Can NoSQL scale better than SQL?
Generally speaking, NoSQL databases were built from the ground up for massive amounts of unstructured data and distributed horizontal scaling. That being said, modern SQL engines like PostgreSQL are no slouches—they offer phenomenal scaling capabilities provided you configure your partitioning, connection pooling, and replication correctly.
What is the difference between sharding and partitioning?
Partitioning chops a massive table into smaller, more manageable segments while keeping everything on the exact same database server. Sharding takes those segments and physically distributes them across several independent database servers, unlocking true parallel processing alongside vastly higher compute and storage limits.
What is the N+1 query problem?
The notorious N+1 problem happens when your code runs a single database query to grab a list of records, but then fires off an entirely separate query for each individual item in that list just to fetch related data. This creates an avalanche of unnecessary queries that will quickly cripple your database’s performance. Fortunately, it’s easily fixed by implementing eager loading techniques in your ORM.
Conclusion
Figuring out how to design scalable database architecture is an ongoing journey that evolves step-by-step alongside your application. You definitely don’t need to rush into complex multi-node sharding on day one. Instead, start simple: audit your current environment, optimize your heaviest queries, add the right indexes, and scale vertically to buy yourself some time.

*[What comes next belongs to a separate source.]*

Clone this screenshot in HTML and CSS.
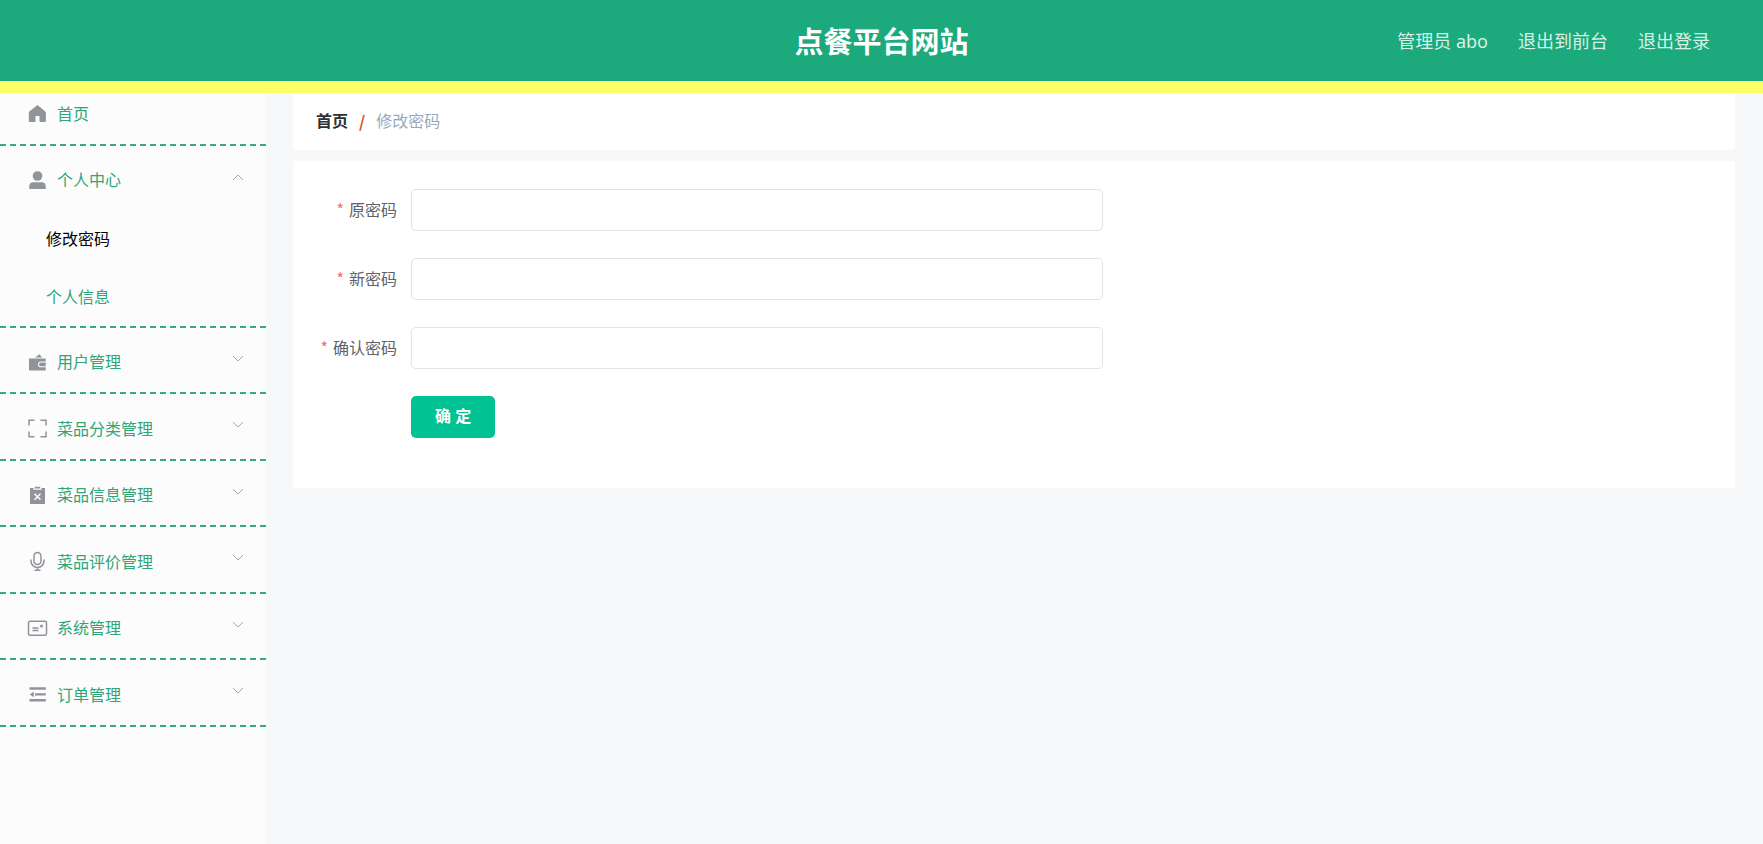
FILE: index.html
```
<!DOCTYPE html>
<html lang="zh-CN">
<head>
    <meta charset="UTF-8">
    <meta name="viewport" content="width=device-width, initial-scale=1.0">
    <title>点餐平台网站</title>
    <link rel="stylesheet" href="styles.css">
</head>
<body>
    <header class="header">
        <h1 class="title">点餐平台网站</h1>
        <div class="user-box">
            <span>管理员 abo</span>
            <a href="#">退出到前台</a>
            <a href="#">退出登录</a>
        </div>
    </header>
    <div class="container">
        <nav class="sidebar">
            <ul class="menu">
                <li class="home">
                    <a class="menu-title" href="#">
                        <svg class="icon" viewBox="0 0 21 21"><path d="M10.500 2.500L18.300 9V18.500H13V12.500H8V18.500H2.300V9Z" fill="currentColor" stroke="currentColor" stroke-width="1" stroke-linejoin="round"/></svg>
                        <span>首页</span>
                    </a>
                </li>
                <li class="opened">
                    <button class="menu-title" type="button">
                        <svg class="icon" viewBox="0 0 21 21"><circle cx="10.500" cy="6" r="4.800" fill="currentColor" stroke="none"/><path d="M2.300 19V16.300Q2.300 12.300 6.300 12.300H14.500Q18.700 12.300 18.700 16.300V19Z" fill="currentColor" stroke="none"/></svg>
                        <span>个人中心</span>
                        <svg class="arrow" viewBox="0 0 12 12"><path d="M1 9L6 4L11 9"/></svg>
                    </button>
                    <ul class="sub-menu">
                        <li><a class="active" href="#">修改密码</a></li>
                        <li><a href="#">个人信息</a></li>
                    </ul>
                </li>
                <li>
                    <button class="menu-title" type="button">
                        <svg class="icon" viewBox="0 0 21 21"><path fill="currentColor" stroke="none" fill-rule="evenodd" d="M2 6.500H18.700V9.500H14A2.900 2.900 0 0 0 14 15.300H18.700V18.500H2ZM14 10.500H18.700V14.300H14A1.900 1.900 0 0 1 14 10.500ZM8 5.500L12.500 2.300L15 5.500Z"/></svg>
                        <span>用户管理</span>
                        <svg class="arrow" viewBox="0 0 12 12"><path d="M1 3L6 8L11 3"/></svg>
                    </button>
                </li>
                <li>
                    <button class="menu-title" type="button">
                        <svg class="icon" viewBox="0 0 21 21"><path d="M2 7.500V2.300H7.500M13.500 2.300H19V7.500M19 13.500V18.700H13.500M7.500 18.700H2V13.500"/></svg>
                        <span>菜品分类管理</span>
                        <svg class="arrow" viewBox="0 0 12 12"><path d="M1 3L6 8L11 3"/></svg>
                    </button>
                </li>
                <li>
                    <button class="menu-title" type="button">
                        <svg class="icon" viewBox="0 0 21 21"><path fill="currentColor" stroke="none" d="M3 3H6.500V4.800H14.500V3H18V19H3ZM7.800 1.700H13.200V3.500H7.800Z"/><path class="cross" d="M7.500 8.800L13.500 14.800M13.500 8.800L7.500 14.800"/></svg>
                        <span>菜品信息管理</span>
                        <svg class="arrow" viewBox="0 0 12 12"><path d="M1 3L6 8L11 3"/></svg>
                    </button>
                </li>
                <li>
                    <button class="menu-title" type="button">
                        <svg class="icon" viewBox="0 0 21 21"><rect x="7" y="1.500" width="7" height="12" rx="3.500"/><path d="M4 8.500V10A6.500 6.500 0 0 0 17 10V8.500M10.500 16.500V19.300M7.500 19.300H13.500"/></svg>
                        <span>菜品评价管理</span>
                        <svg class="arrow" viewBox="0 0 12 12"><path d="M1 3L6 8L11 3"/></svg>
                    </button>
                </li>
                <li>
                    <button class="menu-title" type="button">
                        <svg class="icon" viewBox="0 0 21 21"><rect x="1.500" y="3.300" width="18" height="14" rx="1.500"/><path d="M5.500 10H11.500M5.500 12.500H11.500"/><circle cx="14.500" cy="8" r="1.500" fill="currentColor" stroke="none"/></svg>
                        <span>系统管理</span>
                        <svg class="arrow" viewBox="0 0 12 12"><path d="M1 3L6 8L11 3"/></svg>
                    </button>
                </li>
                <li>
                    <button class="menu-title" type="button">
                        <svg class="icon" viewBox="0 0 21 21"><path fill="currentColor" stroke="none" d="M2.500 3.300H18.800V5.800H2.500ZM8 9.300H18.800V11.600H8ZM2.500 15H18.800V17.500H2.500ZM6.800 7.500V13.300L2.800 10.400Z"/></svg>
                        <span>订单管理</span>
                        <svg class="arrow" viewBox="0 0 12 12"><path d="M1 3L6 8L11 3"/></svg>
                    </button>
                </li>
            </ul>
        </nav>
        <main class="main">
            <div class="breadcrumb">
                <a href="#">首页</a>
                <i>/</i>
                <span>修改密码</span>
            </div>
            <form class="form">
                <div class="form-item">
                    <label for="old-pwd">原密码</label>
                    <input id="old-pwd" type="password">
                </div>
                <div class="form-item">
                    <label for="new-pwd">新密码</label>
                    <input id="new-pwd" type="password">
                </div>
                <div class="form-item">
                    <label for="re-pwd">确认密码</label>
                    <input id="re-pwd" type="password">
                </div>
                <button class="submit" type="button">确 定</button>
            </form>
        </main>
    </div>
</body>
</html>
```
FILE: styles.css
```
*{
    margin: 0;
    padding: 0;
    box-sizing: border-box;
}
ul{
    list-style: none;
}
a{
    text-decoration: none;
    color: inherit;
}
body{
    display: flex;
    flex-direction: column;
    min-height: 100vh;
    background: #f6f8fa;
    font-family: "Noto Sans", "Noto Sans CJK SC", sans-serif;
    font-size: 16px;
    line-height: 24px;
}
button, input{
    font: inherit;
}
/* 顶部 */
.header{
    display: grid;
    grid-template-columns: 1fr auto 1fr;
    align-items: center;
    height: 93px;
    padding: 0 53px;
    background: #1ca97b;
    border-bottom: 12px solid #ffff66;
}
.title{
    grid-column: 2;
    padding-top: 2px;
    color: #fff;
    font-size: 29px;
    line-height: 40px;
}
.user-box{
    display: flex;
    justify-content: flex-end;
    gap: 30px;
    color: #d6f2e6;
    font-size: 18px;
}
.container{
    display: flex;
    flex: 1;
}
/* 左侧菜单 */
.sidebar{
    width: 266px;
    flex-shrink: 0;
    background: #fcfcfc;
}
.menu > li{
    border-bottom: 2px dashed #3ba881;
}
.menu > .home{
    padding-bottom: 10px;
}
.menu-title{
    display: flex;
    align-items: center;
    gap: 9px;
    width: 100%;
    height: 64px;
    padding: 4px 22px 0 27px;
    border: none;
    background: none;
    color: #2fa579;
    text-align: left;
    cursor: pointer;
}
.home .menu-title{
    height: 41px;
    padding-top: 0;
}
.menu > li:nth-child(2n+4) .menu-title{
    height: 65px;
}
.icon{
    width: 21px;
    height: 21px;
    fill: none;
    stroke: currentColor;
    stroke-width: 1.5;
    color: #909399;
}
.icon .cross{
    stroke: #fcfcfc;
}
.arrow{
    width: 12px;
    height: 12px;
    margin-left: auto;
    margin-bottom: 7px;
    fill: none;
    stroke: #a6a8ac;
}
.sub-menu a{
    display: block;
    height: 58px;
    padding-left: 46px;
    line-height: 58px;
    color: #2fa579;
}
.sub-menu .active{
    color: #000;
}
/* 右侧内容 */
.main{
    flex: 1;
    padding: 0 28px 0 27px;
}
.breadcrumb{
    display: flex;
    gap: 11px;
    padding: 16px 23px 17px;
    background: #fff;
    border-radius: 0 0 4px 4px;
    color: #97a8be;
}
.breadcrumb a{
    color: #303133;
    font-weight: bold;
}
.breadcrumb i{
    color: #dd4a1c;
    font-family: "Noto Sans CJK SC", sans-serif;
    font-style: normal;
    font-weight: bold;
}
.form{
    margin-top: 11px;
    padding: 28px 0 50px;
    background: #fff;
}
.form-item{
    display: flex;
    align-items: center;
    margin-bottom: 27px;
}
.form-item label{
    width: 118px;
    padding: 0 14px 2px 0;
    color: #606266;
    text-align: right;
}
.form-item label::before{
    content: "*";
    margin-right: 5px;
    color: #f56c6c;
    font-family: "Noto Sans CJK SC", sans-serif;
}
.form-item input{
    width: 48%;
    height: 42px;
    padding: 0 16px;
    border: 1px solid #dfe2e8;
    border-radius: 5px;
    background: #fff;
    outline: none;
}
.submit{
    display: block;
    height: 42px;
    margin-left: 118px;
    padding: 0 24px 2px;
    border: none;
    border-radius: 5px;
    background: #00c292;
    color: #fff;
    font-weight: bold;
    cursor: pointer;
}
```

As your user base continues to multiply, you can progressively roll out more advanced tactics like memory caching layers, connection pooling, and read replicas. By carefully balancing the specific read and write demands of your app, you will naturally build a high-performing, incredibly resilient backend infrastructure. Take the first step today by analyzing your database execution plans, and map out your next major scaling milestone to ensure your system stays fast, fluid, and reliable for everyone.